My ongoing struggle

Mottie Feldman

I was diagnosed in early 1997 at age 60. I had little knowledge about prostate cancer and my GP never spoke about the PSA (prostate-specific antigen) test. As my prostate grew substantially, he finally referred me to a urologist, which is how I met Dr. Chris Morash.

By then my PSA was 30, Gleason 7 or 8, and all six biopsies were positive. Dr. Morash gave me the news in his office—“you have prostate cancer”—and my blood ran cold! He was reluctant to attempt surgery and referred me to Dr. Juanita Crook for radiation. I started on hormone treatment (Zoladex and Casodex) immediately bridge the time gap until I was scheduled for treatment.

Dr Crook took the opportunity to add me to a clinical trial, looking at the effect of length of time of hormone treatment before radiation. Later, I was treated by external beam, conformal radiation being pioneered by Dr. Crook (shortly thereafter, she moved to Toronto.).

Radiation was minimally successful. Back in the hands of Dr. Morash, I was treated with Zoladex and Casodex, and even tried some “intermittent” treatment. I experienced a number of the classical side effects of the “hormone” treatment.

This was also a time to join the Ottawa support group, meet great people and learn a lot more about prostate cancer. I joined the executive and got involved with the volunteer work.

In 2002, I moved to Toronto for family reasons and was fortunate to have Dr. Morash refer me to his Sloan-Kettering classmate, the well-known Dr. Neil Fleshner. I continued the hormone treatment, but by autumn 2008, my cancer was becoming refractory. Dr. Fleshner referred me to oncology, where I am under the care of Dr.
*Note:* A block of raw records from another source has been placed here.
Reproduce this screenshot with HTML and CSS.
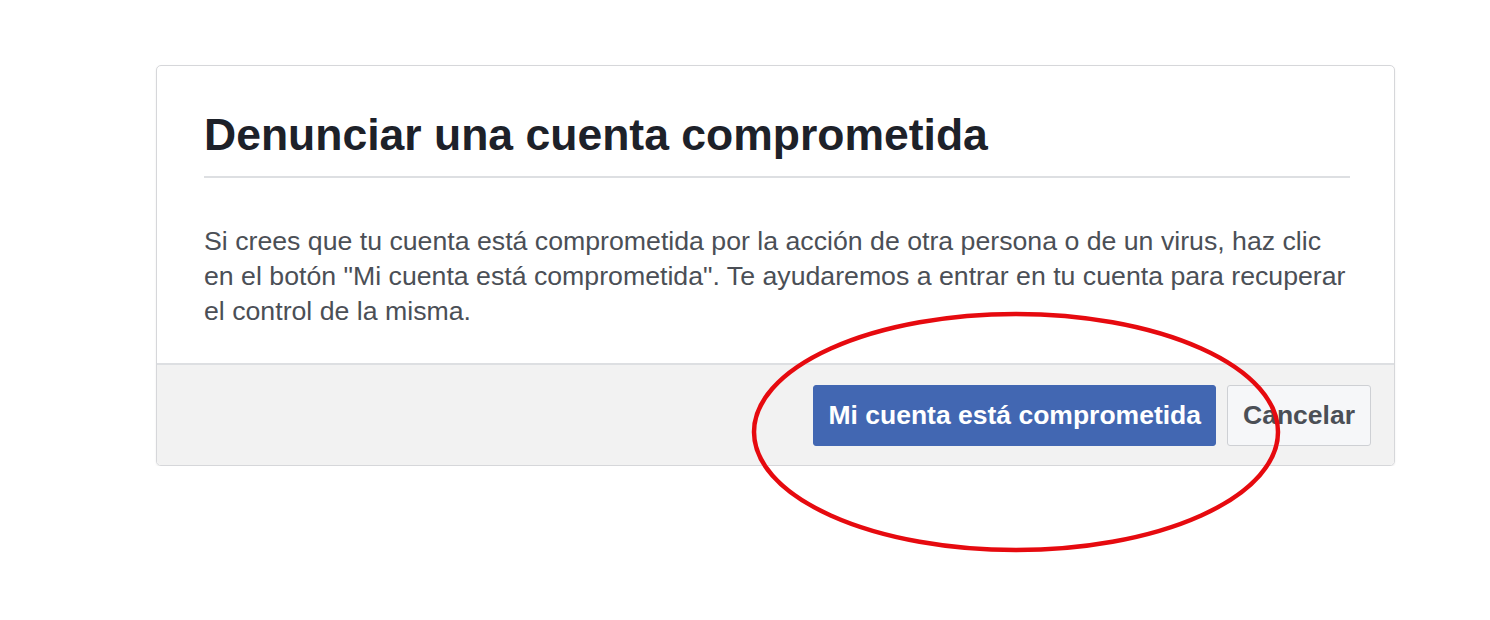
FILE: index.html
```html
<!DOCTYPE html>
<html lang="es">

<head>
    <title>Denunciar una cuenta comprometida</title>
    <link rel="stylesheet" href="styles.css">
</head>

<body>
    <div class="dialog">
        <div class="dialog-body">
            <h1 class="dialog-title">Denunciar una cuenta comprometida</h1>
            <p class="dialog-text">Si crees que tu cuenta está comprometida por la acción de otra persona o de un virus, haz clic<br>en el botón "Mi cuenta está comprometida". Te ayudaremos a entrar en tu cuenta para recuperar el control de la misma.</p>
        </div>
        <div class="dialog-footer">
            <button type="button" class="btn btn-primary">Mi cuenta está comprometida</button>
            <button type="button" class="btn btn-cancel">Cancelar</button>
        </div>
    </div>

    <svg class="highlight" width="540" height="250" viewBox="0 0 540 250">
        <ellipse cx="270" cy="124" rx="262" ry="118" fill="none" stroke="#e60a0f" stroke-width="4.5" />
    </svg>
</body>

</html>
```

FILE: styles.css
```css
body {
    font-family: "Liberation Sans", Arial, sans-serif;
    background-color: #fff;
    margin: 0;
    padding: 65px 0 0 156px;
}

.dialog {
    width: 1237px;
    background-color: #fff;
    border: 1px solid #d6d7da;
    border-radius: 5px;
    box-shadow: 0 1px 2px rgba(0, 0, 0, 0.08);
    overflow: hidden;
}

.dialog-body {
    padding: 45px 44px 34px 47px;
}

.dialog-title {
    margin: 0;
    padding-bottom: 17px;
    font-size: 44.5px;
    line-height: 48px;
    font-weight: bold;
    color: #1d2129;
    border-bottom: 2px solid #dddfe2;
}

.dialog-text {
    margin: 46px 0 0;
    font-size: 26.7px;
    line-height: 35px;
    color: #4b4f56;
}

.dialog-footer {
    display: flex;
    justify-content: flex-end;
    gap: 11px;
    padding: 20px 23px 19px;
    background-color: #f2f2f2;
    border-top: 2px solid #dddfe2;
}

.btn {
    height: 61px;
    padding: 0 14px;
    font-family: "Liberation Sans", Arial, sans-serif;
    font-size: 26.5px;
    font-weight: bold;
    border-radius: 3px;
    cursor: pointer;
}

.btn-primary {
    background-color: #4267b2;
    border: 1px solid #4267b2;
    color: #fff;
}

.btn-cancel {
    padding: 0 15px;
    background-color: #f6f7f9;
    border: 1px solid #ced0d4;
    color: #4b4f56;
}

.highlight {
    position: absolute;
    left: 746px;
    top: 308px;
}
```
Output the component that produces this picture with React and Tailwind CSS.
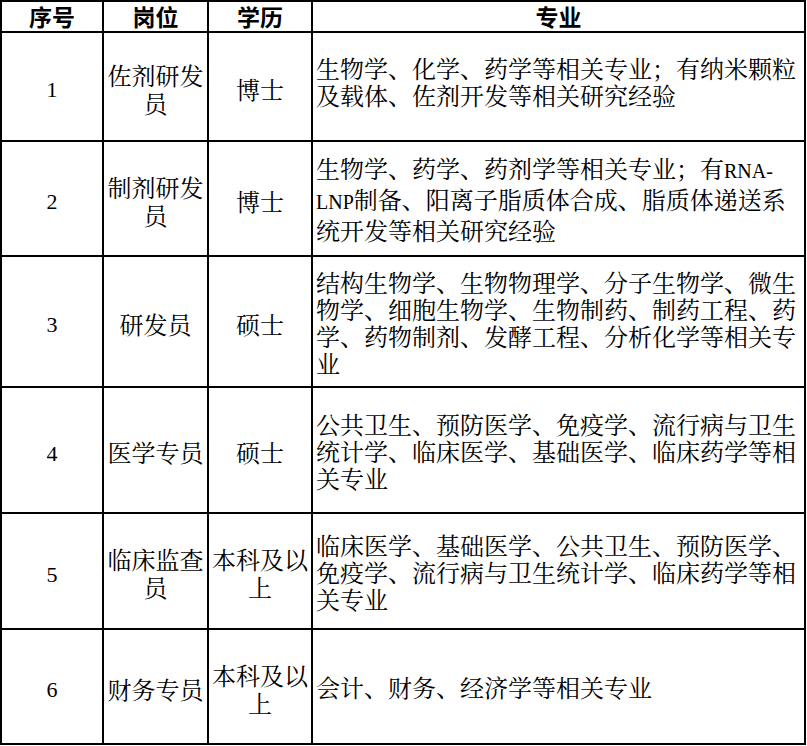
import React from "react";

const cjk = { fontFamily: "'Noto Serif CJK SC', 'Noto Sans CJK SC', serif" };
const head = { fontFamily: "'Noto Sans CJK SC', sans-serif" };
const num = { fontFamily: "'Liberation Serif', serif" };

const L = ({ children }) => (
  <span className="text-[20px]" style={num}>{children}</span>
);

const rows = [
  {
    n: "1",
    h: "h-[109px]",
    pos: ["佐剂研发", "员"],
    edu: ["博士"],
    major: ["生物学、化学、药学等相关专业；有纳米颗粒", "及载体、佐剂开发等相关研究经验"],
    mp: "pb-[12px]",
  },
  {
    n: "2",
    h: "h-[115px]",
    pos: ["制剂研发", "员"],
    edu: ["博士"],
    major: [
      <>生物学、药学、药剂学等相关专业；有<L>RNA-</L></>,
      <><L>LNP</L>制备、阳离子脂质体合成、脂质体递送系</>,
      "统开发等相关研究经验",
    ],
    mp: "",
  },
  {
    n: "3",
    h: "h-[131px]",
    pos: ["研发员"],
    edu: ["硕士"],
    major: [
      "结构生物学、生物物理学、分子生物学、微生",
      "物学、细胞生物学、生物制药、制药工程、药",
      "学、药物制剂、发酵工程、分析化学等相关专",
      "业",
    ],
    mp: "",
  },
  {
    n: "4",
    h: "h-[126px]",
    pos: ["医学专员"],
    edu: ["硕士"],
    major: [
      "公共卫生、预防医学、免疫学、流行病与卫生",
      "统计学、临床医学、基础医学、临床药学等相",
      "关专业",
    ],
    mp: "",
  },
  {
    n: "5",
    h: "h-[116px]",
    pos: ["临床监查", "员"],
    edu: ["本科及以", "上"],
    major: [
      "临床医学、基础医学、公共卫生、预防医学、",
      "免疫学、流行病与卫生统计学、临床药学等相",
      "关专业",
    ],
    mp: "",
  },
  {
    n: "6",
    h: "h-[115px]",
    pos: ["财务专员"],
    edu: ["本科及以", "上"],
    major: ["会计、财务、经济学等相关专业"],
    mp: "",
  },
];

function Lines({ lines }) {
  return lines.map((t, i) => (
    <div key={i} className="whitespace-nowrap">
      {t}
    </div>
  ));
}

export default function App() {
  return (
    <div className="w-[807px] h-[746px] bg-white text-black">
      <div className="w-[806px] border-t-2 border-l-2 border-black">
        <div className="flex h-[31px]" style={head}>
          <div className="w-[102px] border-r-2 border-b-2 border-black flex items-center justify-center text-[23px] font-bold leading-none">
            序号
          </div>
          <div className="w-[105px] border-r-2 border-b-2 border-black flex items-center justify-center text-[23px] font-bold leading-none">
            岗位
          </div>
          <div className="w-[104px] border-r-2 border-b-2 border-black flex items-center justify-center text-[23px] font-bold leading-none">
            学历
          </div>
          <div className="w-[493px] border-r-2 border-b-2 border-black flex items-center justify-center text-[23px] font-bold leading-none">
            专业
          </div>
        </div>
        {rows.map((r) => (
          <div key={r.n} className={`flex ${r.h}`} style={cjk}>
            <div
              className="w-[102px] border-r-2 border-b-2 border-black flex items-center justify-center text-[22px] pt-[6px]"
              style={num}
            >
              {r.n}
            </div>
            <div className="w-[105px] border-r-2 border-b-2 border-black flex flex-col items-center justify-center text-center text-[24px] leading-[28px] pt-[4px]">
              <Lines lines={r.pos} />
            </div>
            <div className="w-[104px] border-r-2 border-b-2 border-black flex flex-col items-center justify-center text-center text-[24px] leading-[28px] pt-[4px]">
              <Lines lines={r.edu} />
            </div>
            <div
              className={`w-[493px] border-r-2 border-b-2 border-black flex flex-col justify-center pl-[3px] text-[24px] leading-[27px] ${r.mp}`}
            >
              <Lines lines={r.major} />
            </div>
          </div>
        ))}
      </div>
    </div>
  );
}
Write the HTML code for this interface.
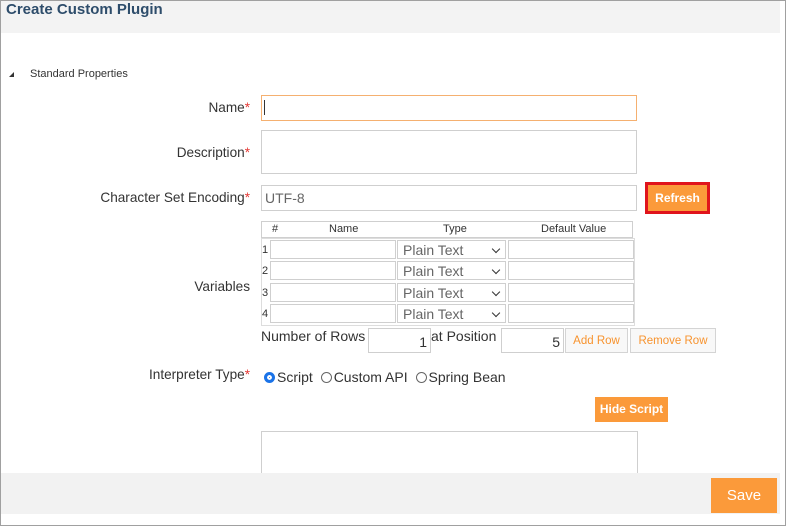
<!DOCTYPE html><html><head><style>
*{box-sizing:border-box}
body{margin:0;width:786px;height:526px;background:#fff;font-family:"Liberation Sans",Arial,sans-serif;position:relative;overflow:hidden}
.a{position:absolute}
.frame{left:0;top:0;width:786px;height:526px;border:1px solid #a0a0a0}
.inp{position:absolute;border:1px solid #cfcfcf;background:#fff}
.lbl{position:absolute;font-size:13.6px;color:#333;text-align:right}
.st{color:#e53935}
.btn{position:absolute;background:#fb9a3a;color:#fff;font-weight:bold;font-size:12px;text-align:center}
.wb{position:absolute;border:1px solid #d4d4d4;background:#f8f8f8;color:#f7932e;font-size:11.5px;text-align:center}
.sel{position:absolute;border:1px solid #cfcfcf;background:#fff;font-size:14px;color:#666;padding-left:5px;line-height:18px}
.sel:after{content:"";position:absolute;right:6px;top:5px;width:5px;height:5px;border-right:1.5px solid #333;border-bottom:1.5px solid #333;transform:rotate(45deg)}
.num{position:absolute;font-size:11px;color:#333}
.rad{display:inline-block;width:11px;height:11px;border:1px solid #666;border-radius:50%;vertical-align:-1px;margin-right:2px}
</style></head><body>
<div class="a" style="left:0;top:0;width:780px;height:33px;background:#f3f3f3"></div>
<div class="a" style="left:6px;top:1px;font-size:15px;font-weight:bold;color:#2e4d6b">Create Custom Plugin</div>
<div class="a" style="left:9px;top:72px;width:0;height:0;border-left:5px solid transparent;border-bottom:5px solid #333"></div>
<div class="a" style="left:30px;top:68px;font-size:11px;color:#333">Standard Properties</div>

<div class="lbl" style="right:536px;top:100px">Name<span class="st">*</span></div>
<div class="inp" style="left:261px;top:95px;width:376px;height:26px;border-color:#f5b070"></div>
<div class="a" style="left:264px;top:100px;width:1px;height:15px;background:#333"></div>

<div class="lbl" style="right:536px;top:145px">Description<span class="st">*</span></div>
<div class="inp" style="left:261px;top:130px;width:376px;height:44px"></div>

<div class="lbl" style="right:536px;top:190px">Character Set Encoding<span class="st">*</span></div>
<div class="inp" style="left:261px;top:185px;width:376px;height:26px;font-size:14px;color:#666;padding:4px 0 0 3px">UTF-8</div>
<div class="a" style="left:645px;top:182px;width:65px;height:32px;border:3px solid #e0141c"></div>
<div class="btn" style="left:648px;top:185px;width:59px;height:26px;line-height:26px">Refresh</div>

<div class="inp" style="left:261px;top:221px;width:372px;height:17px"></div>
<div class="num" style="left:272px;top:223px">#</div>
<div class="num" style="left:329px;top:223px">Name</div>
<div class="num" style="left:443px;top:223px">Type</div>
<div class="num" style="left:541px;top:223px">Default Value</div>

<div class="inp" style="left:261px;top:238px;width:374px;height:88px;border-color:#ddd"></div>
<div class="lbl" style="right:536px;top:279px">Variables</div>

<div class="num" style="left:262px;top:244px">1</div>
<div class="inp" style="left:270px;top:240px;width:126px;height:19px"></div>
<div class="sel" style="left:397px;top:240px;width:109px;height:19px">Plain Text</div>
<div class="inp" style="left:508px;top:240px;width:126px;height:19px"></div>
<div class="num" style="left:262px;top:265px">2</div>
<div class="inp" style="left:270px;top:261px;width:126px;height:19px"></div>
<div class="sel" style="left:397px;top:261px;width:109px;height:19px">Plain Text</div>
<div class="inp" style="left:508px;top:261px;width:126px;height:19px"></div>
<div class="num" style="left:262px;top:287px">3</div>
<div class="inp" style="left:270px;top:283px;width:126px;height:19px"></div>
<div class="sel" style="left:397px;top:283px;width:109px;height:19px">Plain Text</div>
<div class="inp" style="left:508px;top:283px;width:126px;height:19px"></div>
<div class="num" style="left:262px;top:308px">4</div>
<div class="inp" style="left:270px;top:304px;width:126px;height:19px"></div>
<div class="sel" style="left:397px;top:304px;width:109px;height:19px">Plain Text</div>
<div class="inp" style="left:508px;top:304px;width:126px;height:19px"></div>

<div class="a" style="left:261px;top:328px;font-size:14px;color:#333">Number of Rows</div>
<div class="inp" style="left:368px;top:328px;width:63px;height:25px;font-size:14px;color:#333;text-align:right;padding:5px 3px 0 0">1</div>
<div class="a" style="left:431px;top:328px;font-size:14px;color:#333">at Position</div>
<div class="inp" style="left:501px;top:328px;width:63px;height:25px;font-size:14px;color:#333;text-align:right;padding:5px 3px 0 0">5</div>
<div class="wb" style="left:565px;top:328px;width:63px;height:25px;line-height:24px">Add Row</div>
<div class="wb" style="left:630px;top:328px;width:86px;height:25px;line-height:24px">Remove Row</div>

<div class="lbl" style="right:536px;top:367px">Interpreter Type<span class="st">*</span></div>
<div class="a" style="left:264px;top:369px;font-size:14px;color:#333"><span class="rad" style="border:3px solid #1a73e8;box-shadow:inset 0 0 0 2px #fff;background:#1a73e8"></span>Script <span class="rad" style="margin-left:4px"></span>Custom API <span class="rad" style="margin-left:4px"></span>Spring Bean</div>

<div class="btn" style="left:595px;top:397px;width:73px;height:25px;line-height:25px">Hide Script</div>
<div class="inp" style="left:261px;top:431px;width:377px;height:60px"></div>

<div class="a" style="left:1px;top:473px;width:779px;height:41px;background:#f2f2f2"></div>
<div class="btn" style="left:711px;top:478px;width:66px;height:35px;line-height:35px;font-weight:normal;font-size:15px">Save</div>
<div class="a frame"></div>
</body></html>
Anthony Joshua.

I have had a variety of treatments, sometimes stopping the progress of the metastasis, then it progresses again. CT and bone scans show metastasis mainly to the spine. A tumor in vertebrae L-2 is pressing on nerves causing back and groin pain.

Here is a description of recent treatments. I took prednisone. It worked for a year and I still take it with other treatments. I tried a clinical trial for Aberaterone with prednisone, but it didn’t help. I do not know if I was on the placebo, and there is no way to find out. (By the way, after about three years, prednisone caused sudden worsening of cataracts, leading to cataract surgery on both eyes this fall.).

Radiation to L-2, resulted in severe pain, and had no effect, contrary to common practice.

Ten chemo treatments with Taxotere reduced the PSA and considerably reduced pain, with tolerable side effects.

Next, I participated in a clinical trial from February to August 2011, using Torisel (Temsirolimus). Scans and an MRI show mixed results, and eventually PSA and pain are increasing again. I am back on Taxotere, controlling PSA but not pain.

So here I am at another decision point, and again my blood runs cold.

[Mottie Feldman died in 2012, 15 years after being diagnosed.]